Ningún grupo humano puede vivir sin dogmas. Delimitan el campo de lo que está fuera de discusión; lo intocable, lo prohibido. Enmarcan la frontera de lo posible. Postergan satisfacciones inmediatas en aras del porvenir. Empujan a creer que cuando se sobrepasa el límite viene el abismo. Y por si fuera poco, separan amigos de adversarios. Pero los dogmas no son para siempre. Se desgastan, especialmente si no se los renueva. Hasta que de improviso se derrumban sembrando perplejidad y desorden, acusaciones y amenazas. Esto sucede cuando la gente, por razones que son siempre misteriosas, deja de creer en ellos; cuando su transgresión deja de ser fuente de temor; cuando es preferible zambullirse en lo desconocido antes que permanecer bajo su imperio.
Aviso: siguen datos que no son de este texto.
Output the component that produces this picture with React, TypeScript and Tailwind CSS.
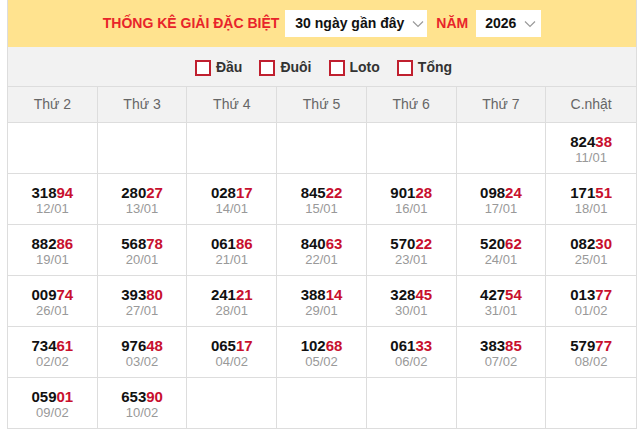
const days = ["Thứ 2", "Thứ 3", "Thứ 4", "Thứ 5", "Thứ 6", "Thứ 7", "C.nhật"];

type Cell = { num: string; date: string } | null;

const rows: Cell[][] = [
  [null, null, null, null, null, null, { num: "82438", date: "11/01" }],
  [
    { num: "31894", date: "12/01" },
    { num: "28027", date: "13/01" },
    { num: "02817", date: "14/01" },
    { num: "84522", date: "15/01" },
    { num: "90128", date: "16/01" },
    { num: "09824", date: "17/01" },
    { num: "17151", date: "18/01" },
  ],
  [
    { num: "88286", date: "19/01" },
    { num: "56878", date: "20/01" },
    { num: "06186", date: "21/01" },
    { num: "84063", date: "22/01" },
    { num: "57022", date: "23/01" },
    { num: "52062", date: "24/01" },
    { num: "08230", date: "25/01" },
  ],
  [
    { num: "00974", date: "26/01" },
    { num: "39380", date: "27/01" },
    { num: "24121", date: "28/01" },
    { num: "38814", date: "29/01" },
    { num: "32845", date: "30/01" },
    { num: "42754", date: "31/01" },
    { num: "01377", date: "01/02" },
  ],
  [
    { num: "73461", date: "02/02" },
    { num: "97648", date: "03/02" },
    { num: "06517", date: "04/02" },
    { num: "10268", date: "05/02" },
    { num: "06133", date: "06/02" },
    { num: "38385", date: "07/02" },
    { num: "57977", date: "08/02" },
  ],
  [
    { num: "05901", date: "09/02" },
    { num: "65390", date: "10/02" },
    null,
    null,
    null,
    null,
    null,
  ],
];

function Chevron() {
  return (
    <svg width="12" height="8" viewBox="0 0 12 8" className="ml-2">
      <path d="M1 1.5 6 6.5 11 1.5" fill="none" stroke="#9a9a9a" strokeWidth="1.2" />
    </svg>
  );
}

function Check({ label }: { label: string }) {
  return (
    <div className="flex items-center gap-[5px]">
      <span className="block h-[16px] w-[16px] border-2 border-[#c0202f] bg-white" />
      <span className="text-[14px] font-bold text-[#333]">{label}</span>
    </div>
  );
}

export default function App() {
  return (
    <div className="h-[432px] w-[642px] bg-white font-['Liberation_Sans',Arial,sans-serif]">
      <div className="ml-[7px] w-[630px] border-x border-b border-[#dddddd]">
        <div className="flex h-[47px] items-center justify-center bg-[#ffe38f]">
          <span className="text-[14px] font-bold text-[#e8242a]">THỐNG KÊ GIẢI ĐẶC BIỆT</span>
          <div className="ml-[6px] flex h-[27px] w-[142px] items-center bg-white pl-[10px]">
            <span className="text-[14px] font-bold text-[#111]">30 ngày gần đây</span>
            <Chevron />
          </div>
          <span className="ml-[9px] text-[14px] font-bold text-[#e8242a]">NĂM</span>
          <div className="ml-[8px] flex h-[27px] w-[65px] items-center bg-white pl-[9px]">
            <span className="text-[14px] font-bold text-[#111]">2026</span>
            <Chevron />
          </div>
        </div>
        <div className="flex h-[40px] items-center justify-center gap-[17px] border-b border-[#dddddd] bg-[#f2f2f2] pl-[3px] pt-[2px]">
          <Check label="Đầu" />
          <Check label="Đuôi" />
          <Check label="Loto" />
          <Check label="Tổng" />
        </div>
        <div className="grid grid-cols-7 border-b border-[#dddddd] bg-[#f2f2f2]">
          {days.map((d, i) => (
            <div
              key={d}
              className={`flex h-[35px] items-center justify-center text-[14px] text-[#666] ${i < 6 ? "border-r border-[#dddddd]" : ""}`}
            >
              {d}
            </div>
          ))}
        </div>
        {rows.map((row, r) => (
          <div key={r} className={`grid grid-cols-7 ${r < rows.length - 1 ? "border-b border-[#dddddd]" : ""}`}>
            {row.map((c, i) => (
              <div
                key={i}
                className={`flex h-[50px] flex-col items-center justify-center pt-[2px] ${i < 6 ? "border-r border-[#dddddd]" : ""}`}
              >
                {c && (
                  <>
                    <span className="text-[15px] font-bold leading-[16px] text-[#111]">
                      {c.num.slice(0, 3)}
                      <span className="text-[#c8102e]">{c.num.slice(3)}</span>
                    </span>
                    <span className="text-[13px] leading-[15px] text-[#999]">{c.date}</span>
                  </>
                )}
              </div>
            ))}
          </div>
        ))}
      </div>
    </div>
  );
}
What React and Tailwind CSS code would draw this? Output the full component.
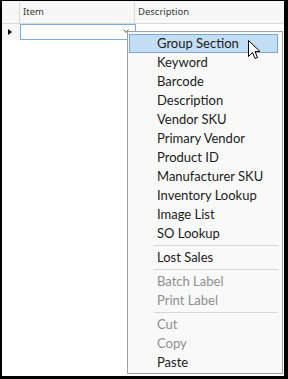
import React from "react";

const items = [
  { t: "Group Section", hl: true },
  { t: "Keyword" },
  { t: "Barcode" },
  { t: "Description" },
  { t: "Vendor SKU" },
  { t: "Primary Vendor" },
  { t: "Product ID" },
  { t: "Manufacturer SKU" },
  { t: "Inventory Lookup" },
  { t: "Image List" },
  { t: "SO Lookup" },
  { sep: true },
  { t: "Lost Sales" },
  { sep: true },
  { t: "Batch Label", dis: true },
  { t: "Print Label", dis: true },
  { sep: true },
  { t: "Cut", dis: true },
  { t: "Copy", dis: true },
  { t: "Paste" },
];

function Cursor() {
  return (
    <svg
      className="absolute left-[246px] top-[39px]"
      width="13"
      height="20"
      viewBox="0 0 13 20"
    >
      <path
        d="M0.5 0.5 L0.5 16.5 L4.5 12.5 L7 18.5 L9.5 17.5 L7 11.5 L12 11.5 Z"
        fill="#ffffff"
        stroke="#000000"
        strokeWidth="1"
        strokeLinejoin="miter"
      />
    </svg>
  );
}

export default function App() {
  return (
    <div
      className="w-[288px] h-[379px] bg-white border-black border-l-2 border-t border-r-[4px] border-b-[3px] box-border overflow-hidden"
      style={{ fontFamily: '"Noto Sans", "Open Sans", sans-serif' }}
    >
      <div className="relative w-full h-full bg-white">
        {/* header row */}
        <div className="flex h-[23px] bg-[#f7f7f7] border-b border-[#d9d9d9]">
          <div className="w-[18px] border-r border-[#d9d9d9]" />
          <div className="w-[115px] border-r border-[#d9d9d9] pl-[3px] pt-[5px] text-[9.5px] leading-[12px] text-[#3a3a3a]">
            Item
          </div>
          <div className="flex-1 pl-[3px] pt-[5px] text-[9.5px] leading-[12px] text-[#3a3a3a]">
            Description
          </div>
        </div>
        {/* row 1 */}
        <div className="flex h-[16px]">
          <div className="w-[18px] flex items-center pl-[6px] bg-[#f7f7f7]">
            <div className="w-0 h-0 border-y-[3.5px] border-y-transparent border-l-[4px] border-l-black" />
          </div>
          <div className="w-[116px] border border-[#7aaee6] relative bg-white">
            <svg
              className="absolute left-[102px] top-[4px]"
              width="6"
              height="5"
              viewBox="0 0 6 5"
            >
              <path d="M0.5 0.5 L3 3.5 L5.5 0.5" fill="none" stroke="#6b6b6b" strokeWidth="1" />
            </svg>
          </div>
        </div>
        {/* context menu */}
        <div
          className="absolute left-[125px] top-[30px] w-[156px] h-[343px] bg-[#f9f9f9] border border-[#a0a0a0] pt-[2px] pl-px pr-[4px] flex flex-col"
          style={{ fontFamily: 'Lato, "Noto Sans", sans-serif' }}
        >
          {items.map((it, i) =>
            it.sep ? (
              <div key={i} className="h-[5px] flex items-center pl-[25px]">
                <div className="h-px w-full bg-[#d7d7d7]" />
              </div>
            ) : (
              <div
                key={i}
                className={
                  "h-[19px] flex items-center pl-[27px] text-[13px] leading-none " +
                  (it.hl
                    ? "bg-[#c3ddf5] border border-[#7ba9dc] "
                    : "border border-transparent ") +
                  (it.dis ? "text-[#8f8f8f]" : "text-[#1b1b1b]")
                }
              >
                {it.t}
              </div>
            )
          )}
        </div>
        <Cursor />
      </div>
    </div>
  );
}
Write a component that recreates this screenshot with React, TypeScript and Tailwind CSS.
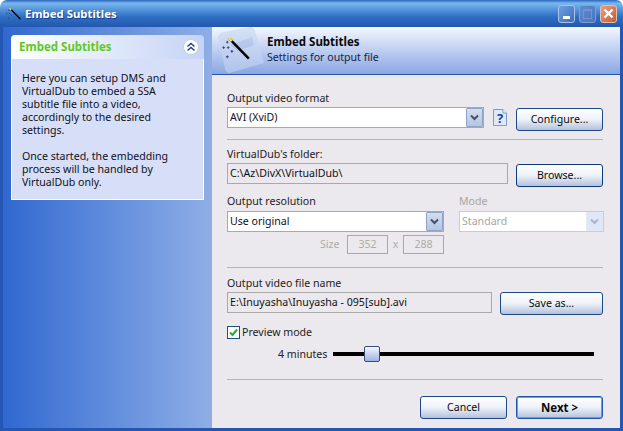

La aprobación en el Congreso, con un multitudinario y transversal apoyo en la población, del retiro voluntario del diez por ciento de los fondos previsionales se explica por eso: por el derrumbe de un dogma que enhebró buena parte del relato en que reposó la sociedad chilena por más de cuatro décadas.
La vejez asegurada por los ahorros individuales administrados por las AFP, en un extremo, y la movilidad social propulsada por el acceso a la educación, en el otro, fueron los pilares del sueño capitalista chileno. Ambos venían mostrando señales de erosión desde hace mucho, pero la élite, especialmente la empresarial, no quiso encararlo, adoptando un conservadurismo ajeno a su propia vocación, amenazando con que cualquier cambio traería el diluvio y refugiándose en un alegato estéril contra los políticos y el juego democrático. El resultado de todo esto lo hemos visto estos días: parlamentarios oficialistas sumándose a la oposición para derribar uno de los dogmas parteaguas del escenario político posnoventa.
Las amenazas de recurrir a tribunales, la denuncia de la perversidad de la oposición, los alegatos contra el populismo y la violencia, o las críticas a La Moneda no harán que el agua vuelva al estanque. Estamos ante un movimiento tectónico que brota de la rabia acumulada —como la ha llamado Sebastián Edwards— “contra lo que se percibe como una traición y un abuso”: traición porque —por las razones que sean, todas impecables— el sistema no cumple con su promesa originaria y fundamental: dar buenas pensiones; y abuso porque, a la par, se han creado al amparo del mismo patrimonios gigantescos, que a ojos de la población solo benefician a sus controladores.
La emergencia sanitaria fue un mero acelerante. La sensación de injusticia y la presión por perforar el sistema de pensiones venían de mucho antes. ¿Cómo pensar en el futuro cuando es ahora cuando no cuento con medios para vivir? ¿Qué importa si mis pensiones futuras serán menores si igual serán insuficientes? ¿Por qué entregar mis platas a las AFP cuando yo podría administrarlas en mi directo beneficio? Estas son interrogantes que no encuentran respuestas en las medidas paliativas a la crisis. De ahí la ingenuidad de creer que esta ola se podía detener incrementando las ayudas a la clase media. Fue como en 2011, cuando se creyó que se podía desarmar la movilización estudiantil con más becas. Son cuerdas paralelas: ayuda del Estado más retiro de fondos; ambas cosas, ahora. El llamado del Presidente a realizar una “cirugía mayor” al sistema de pensiones va en la dirección correcta, pero un habilitante para buscar un acuerdo será una fórmula de acceso acotado al diez por ciento. Se ha vuelto un símbolo, y estos no se disipan con argumentos.
Los dogmas son como el cristal: al caerse se pulverizan, y luego no hay modo de repararlos y reponerlos. Los dogmas caídos, por lo mismo, solo se sustituyen por dogmas nuevos. Será responsabilidad de la nueva coalición política surgida en estos días, del “frente del diez por ciento”, levantar nuevos dogmas sobre los cuales refundar el sistema de pensiones. La tarea es colosal, pero no imposible. Se hizo en 1980, cuando se repudiaron ideas escritas en piedra y se crearon las AFP. ¿Por qué no se podría hacer ahora?